電気料金は、昨年から約25%の激増となっています。財布や家計への打撃も大きく、SNSではしばしば悲鳴も聞こえてきます。 もちろん、今すぐできる節電も大切ですが、電気代の大幅な値上げによって、「将来的なことを見据えるなら、太陽光パネルを導入してもいいのかも」と考える人も増えたのではないでしょうか。とはいえ、導入には初期費用がかかり、何年くらいで元が取れるのかも気になるところ。そこで、太陽光パネル導入は、どれくらいの期間で元を取ることができるのか調査しました。
太陽光パネル導入に必要な初期費用
太陽光発電の導入には、太陽光パネル以外にも、パワーコンディショナーや架台などの設備を組み合わせる必要があり、それらを総称して「太陽光発電システム」と呼びます。 一般的な住宅用のソーラーパネルの容量は、3~5kW。
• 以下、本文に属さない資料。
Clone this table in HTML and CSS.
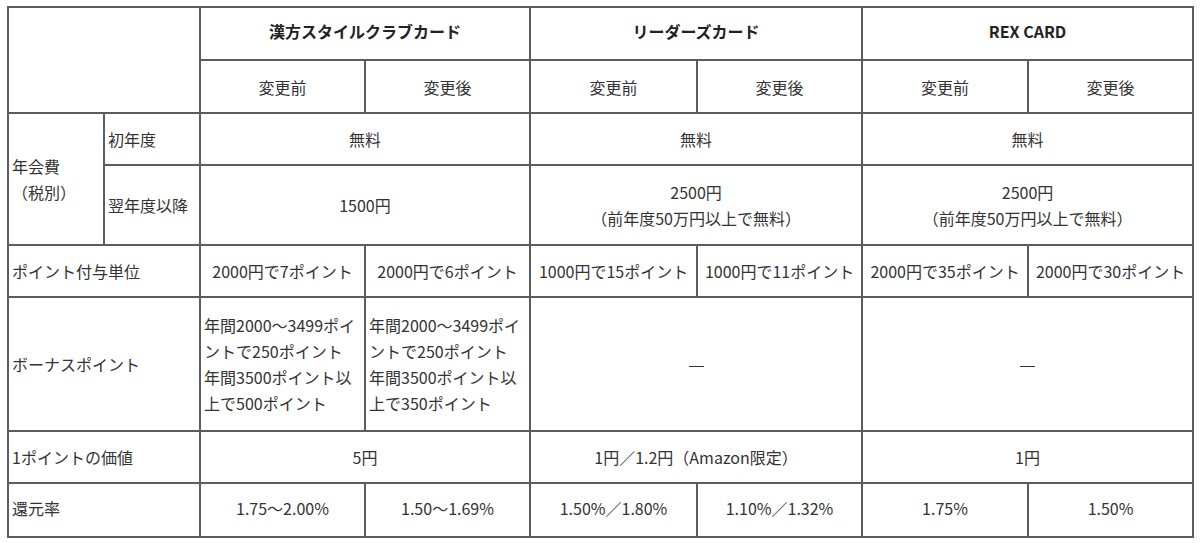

経済産業省のデータによると、住宅に設置する太陽光発電システムの初期費用は計算上で78万3000円~130万5000円となります。 容量が増えることで発電量も高くなりますが、同時に設置費用も高くなっていきます。 1kWあたりの設置費用は年々低下していく傾向がありますが、用途に合わせた適切な容量の太陽光発電システムを導入することが、まずは大切と言えます。
太陽光発電システムの運用にかかる費用
太陽光発電システムは、設置して終わりというわけではありません。 安心して長く使い続けるためには、メンテナンスや部品交換などの定期的な保全が必要になります。 太陽光発電システムは、発電量の維持や安全性の確保のため、3~5年に1度程度の定期点検が推奨されています。業者によっても費用は異なりますが、1回の定期点検で、平均3万5000円程度の費用がかかります。
また、定期点検で製品の不具合や故障が発覚すれば、設備の修理や部品の交換などが必要になる場合もあります。 さらに、ソーラーパネルの下にハトが巣をつくってしまうなど、予期せぬトラブルに見舞われることがあります。こうしたトラブルは事前に対策することも可能なので、導入のタイミングで検討していくのがおすすめです。
元が取れるのはいつ?
初期費用が決して安いとは言えない太陽光発電。いつになったら元が取れるのか、シミュレーションしていきます。 ポイントは売電収入です。 太陽光発電で生み出し、自家消費しきれなかった余剰の電力は、電線を通じて電力会社に買い取ってもらうことができます。FIT制度によって、価格は太陽光発電を設置してから10年間は固定価格になっており、2023年に設置した場合は、1kWhあたり16円で売電することが可能です。 環境省のデータによると、日本の住宅用太陽光発電の年間発電量の平均は1kWにつき1215kWh。仮に、容量3kWの太陽光発電システムを導入した場合の年間の発電量は、平均3645kWhとなります。 自家消費しきれずに売電される電気の割合は、経済産業省が出している2022年のデータで平均68.8%。これらのデータから計算すると、年間2507kWhの電力を売電に回すことができるようになります。 以上の数値を元に計算すると、売電によって得られる年間収入は以下の通りです。 年間売電量2507kWh×売電価格16円=4万112円 また、2022年のデータによると、4人家族の場合にかかる月々の電気代は平均1万3948円です。2023年は電気代が25%程度値上がりしているので、その分を上乗せすると平均で1万7435円になり、年間(12ヶ月分)ではおよそ20万9220円になることが予測できます。 太陽光発電システムを導入することによって掛からなくなる電気代と売電収入を合計すると、24万9332円となります。 3kWの容量の太陽光発電システムの初期費用は平均78万3000円。 初期費用78万3000円を節約できる電気代と売電収入の合計額24万9332円で割ると、定期点検1回分にかかる3万5000円を考慮しても、計算上はおよそ3年4ヶ月で設置費用の元が取れることが分かりました。
まとめ
さまざまなデータを元に計算してみると、3年4ヶ月ほどで太陽光発電システム導入の元が取れることが分かりました。 一度元を取ってしまえば、そこからの売電収入は嬉しいお小遣い。電気代が大幅に高くなった今だからこそ、太陽光発電システムの設置を真剣に考えてみてもいいのかもしれません。